On the other side, you have Republicans. They're back in control of the House of Representatives. And because they are -- on the House side -- Republican members who want to smoke tobacco once again can. They couldn't when Nancy Pelosi was speaker because she had banned tobacco smoking in the Capitol complex back in 2007.
Now, you'd think this would be non-controversial in a country where you're allowed to smoke meth in a park. Kids are encouraged to smoke weed. But it's very controversial because unlike meth and weed and crack, tobacco is bad.
The detrimental effects of tobacco smoking and second-hand inhalation are well-documented and irrefutable.
"Smoking is the number one cause of preventable disease and death worldwide. Smoking-related illness in the U.S. costs more than $600 billion a year, including over $241 billion in direct medical care for adults and $184 billion in lost productivity," the American Lung Association noted in 2022.

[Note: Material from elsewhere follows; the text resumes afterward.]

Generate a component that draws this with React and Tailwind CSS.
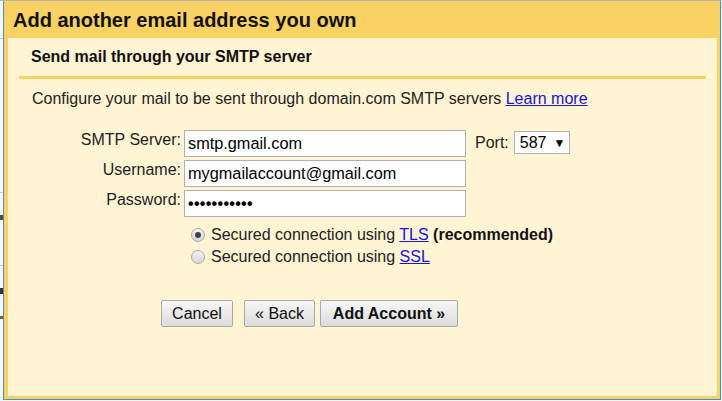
import React from 'react';

const font = { fontFamily: '"Liberation Sans", Arial, sans-serif' };

const Field = ({ label, children, extra }) => (
  <div className="flex items-start h-[30px]">
    <div className="w-[173px] text-right text-[16px] leading-[18px] pt-[1px] text-[#222]">{label}</div>
    <div className="ml-[3px] w-[282px] h-[27px] bg-white border border-[#b0b0b0] flex items-center pl-[3px] text-[16.3px] text-black">
      {children}
    </div>
    {extra}
  </div>
);

const Radio = ({ checked }) => (
  <div className="w-[14px] h-[14px] rounded-full border border-[#a8a8a8] bg-gradient-to-b from-[#f4f4f4] to-[#d8d8d8] flex items-center justify-center">
    {checked && <div className="w-[6px] h-[6px] rounded-full bg-[#444]"></div>}
  </div>
);

const Button = ({ children, bold, w }) => (
  <div
    className={`${w} h-[27px] border border-[#a9a9a9] rounded-[2px] bg-gradient-to-b from-[#f7f7f7] to-[#dcdcdc] flex items-center justify-center text-[16px] text-[#111] ${bold ? 'font-bold' : ''}`}
  >
    {children}
  </div>
);

export default function App() {
  return (
    <div className="w-[722px] h-[401px] overflow-hidden bg-[#f3f3f3] flex flex-col" style={font}>
      <div className="h-px bg-[#b3b3b3]"></div>
      <div className="flex h-[399px]">
        {/* page peeking out behind the dialog */}
        <div className="w-[3px] bg-[#f7f7f7] flex flex-col">
          <div className="h-[37px]"></div>
          <div className="h-px bg-[#c8c8c8]"></div>
          <div className="h-[153px]"></div>
          <div className="h-px bg-[#c8c8c8]"></div>
          <div className="h-[22px]"></div>
          <div className="h-[5px] bg-[#5a4a3a]"></div>
          <div className="h-[45px]"></div>
          <div className="h-px bg-[#c8c8c8]"></div>
          <div className="h-[22px]"></div>
          <div className="h-[6px] bg-[#333]"></div>
          <div className="h-[22px]"></div>
          <div className="h-[3px] bg-[#8a5a3a]"></div>
        </div>
        <div className="w-[718px] flex flex-col border-x border-b border-[#3d8fd9] bg-[#fad163]">
          <div className="h-[37px] flex items-center pl-[9px] pt-[1px]">
            <h1 className="text-[20px] font-bold text-[#111]">Add another email address you own</h1>
          </div>
          <div className="ml-[4px] mr-[3px] h-[358px] bg-[#fff4d4] flex flex-col">
            <div className="h-[38px] flex items-center pl-[23px]">
              <h2 className="text-[16px] font-bold text-[#111]">Send mail through your SMTP server</h2>
            </div>
            <div className="mx-[11px] h-[3px] bg-[#fad163]"></div>
            <div className="pl-[24px] mt-[11px] text-[16px] text-[#222] leading-[18px]">
              Configure your mail to be sent through domain.com SMTP servers{' '}
              <a className="text-[#1515d8] underline" href="#">Learn more</a>
            </div>
            <div className="mt-[22px] flex flex-col">
              <Field
                label="SMTP Server:"
                extra={
                  <div className="flex items-center ml-[9px] h-[25px]">
                    <span className="text-[16px] text-[#222]">Port:</span>
                    <div className="ml-[5px] w-[56px] h-[23px] bg-white border border-[#b0b0b0] flex items-center pl-[5px] text-[16px] text-black">
                      587
                      <span className="ml-[7px] text-[12px]">▼</span>
                    </div>
                  </div>
                }
              >
                smtp.gmail.com
              </Field>
              <Field label="Username:">mygmailaccount@gmail.com</Field>
              <Field label="Password:">
                <span className="text-[16px] font-bold tracking-[0.3px]">•••••••••••</span>
              </Field>
            </div>
            <div className="ml-[183px] mt-[4px] flex flex-col text-[16px] text-[#222]">
              <div className="flex items-center h-[22px]">
                <Radio checked />
                <span className="ml-[6px]">
                  Secured connection using <a className="text-[#1515d8] underline" href="#">TLS</a>{' '}
                  <b className="text-[#111]">(recommended)</b>
                </span>
              </div>
              <div className="flex items-center h-[22px]">
                <Radio />
                <span className="ml-[6px]">
                  Secured connection using <a className="text-[#1515d8] underline" href="#">SSL</a>
                </span>
              </div>
            </div>
            <div className="ml-[153px] mt-[32px] flex">
              <Button w="w-[72px]">Cancel</Button>
              <div className="ml-[11px]">
                <Button w="w-[71px]">« Back</Button>
              </div>
              <div className="ml-[5px]">
                <Button w="w-[138px]" bold>Add Account »</Button>
              </div>
            </div>
          </div>
        </div>
        <div className="w-px bg-[#f7f7f7]"></div>
      </div>
    </div>
  );
}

Yet that is not stopping conservative lawmakers from throwing fits, as Carlson pointed out:
Several members of the Capitol press gallery are horrified by this, and they're complaining. So you have to kind of wonder, why is tobacco so dangerous? Well, we thought we would ask a member of Congress who uses it -- who smokes an occasional cigar. Troy Nehls joins us tonight. Congressman, grateful that you're here, willing to stand up for the most American of all pleasures, which is tobacco. Sorry to say it, it's true. It founded the country. Tell us why it's important for you to burn a cigar occasionally in your office.
Carlson omitted the fact that tobacco farming – along with sugar – was enabled by hundreds of years of slavery.
Nehls, a former sheriff with no medical training, responded with a defense of smoking:
Well, thank you for having me, Tucker. It's all about freedom. It's interesting, the dishonest media and those -- they want to complain about a little smoke coming out of my cigar – they don't want to talk about the inflation or the crime or the southern border. And people have been enjoying cigars – nations leaders, world leaders from Winston Churchill to United States presidents from Andrew Jackson to Theodore Roosevelt, Nixon, JFK, they liked smokin' their cigars – we even know that Bill Clinton, he enjoyed a good cigar every once in a while. So I don't know what all the hoopla is all about. You're right. In 2007, under Pelosi, she said you cannot smoke cigars in the Capitol building, ie, you can't smoke cigars on the House floor or in committee hearings. But it did not include members' offices. So in members' House office, we've always been able to smoke cigars. There are many of us in the Cigar Caucus – about thirty of us – that enjoy a good cigar in our office. And we do so. Nancy Pelosi for two years – I've been smoking cigars, nobody complains about it – but now they wanna come after us 'cause we're in the majority. This is typical from the left. They wanna infringe on our rights. They wanna complain about our smoke. They're probably complaining about maybe my aftershave or the color of my tie. It doesn't – it doesn't end.
Carlson repeated his falsehood about cannabis and methamphetamine and suggested that tobacco is healthy because it was used by Native Americans (experts agree that there is no difference in the dangers to health depending on what form tobacco takes):
But if you were smoking weed or meth no one would say anything. What is it about tobacco -- which was a religious sacrament for the American Indians, for all the Mesoamerican Indianas – what is it about tobacco that triggers them so profoundly, do you think?
Nehls presented his preferred brand of cigar:
I don't know. Maybe they've never tried one. But you look at a nice Ashton cigar – it's a beautiful cigar, it's mild, made Arturo through and through – it's a great cigar. Try one.
Nehls then lit it and took an on-air puff. Carlson found that hilarious:
Hahahahaha. Congressman Troy Nehls. Striking a blow for freedom. That is the smell of freedom. We appreciate your coming on tonight and standing up for Americanness.